NEC’s Early Defect Prediction
Presentation 22.3 in the Digital Circuit Innovations track was from researchers at NEC who demonstrated a method for detecting failures in integrated circuits. The motivation for this technique is twofold. In the long term, the semiconductor market will grow fastest in the embedded world; companies have identified medical and automotive applications as key targets. Both of these industries do not tolerate failure well; if a PC component dies, it’s really not a big deal. However, if a brake controller, or an implanted insulin monitor breaks, or worse yet, experiences silent data corruption, someone could easily die. The second trend is that as manufacturing moves to finer and finer geometries, the error rate increases exponentially. The end result is that designers must begin to actively plan for failures in the field, and figure out how to continue operation.

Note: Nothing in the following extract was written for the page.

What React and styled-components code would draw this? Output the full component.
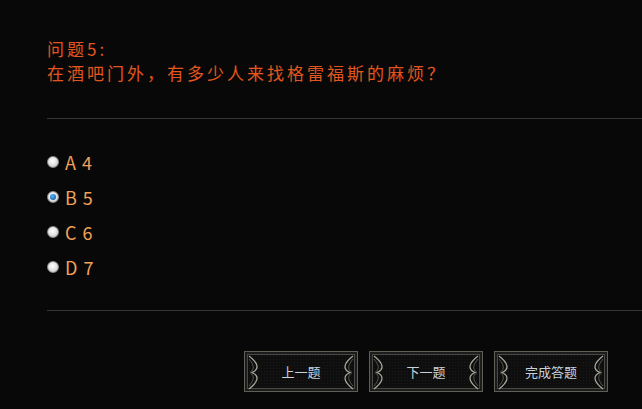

Figure 4 – Defect Prediction Flip Flop
NEC uses what they call a ‘defect prediction flip flop’ (DPFF) to sense the total path delay in a small logic block. Failures that occur gradually over time will manifest as increasing path delays, until the delay exceeds the cycle time. Detecting such a pattern is a relatively simple matter. If the path delay exceeds a threshold value for several consecutive cycles, then a failure is likely to occur. This ensures that a transient failure will not trigger erroneously. As an example, NEC manufactured a 330MHz test chip with a pseudo-defect circuit. The cycle time is 3.03ns, and the ‘warning’ band was set at 95ps, with a threshold of ~2.93ns
The DPFF is used in conjunction with fine grained redundancy. The entire logic portion of a chip can be broken up into small regions, with a DPFF between each region. When a failure is likely, the DPFF switches off the main logic block and has the back up take over; this sort of ‘logic failover’ prevents any errors from occurring. The only way for a fatal error to occur is if both a logical block and the redundant block are hit by errors. However, since the logic can be divided into very small blocks, this is unlikely to happen (imagine redundancy at the functional unit level, versus at the core level). According to NEC’s experimental results, their early defect prediction and fine grained redundancy is superior to 4 way redundancy without prediction, but only uses 2.5x the area of a normal design. After 2 defects, 81% of the NEC test chips were still functional, and 59% were functional after 5 defects, compared to 33% and 1% respectively for a 3 way redundant architecture.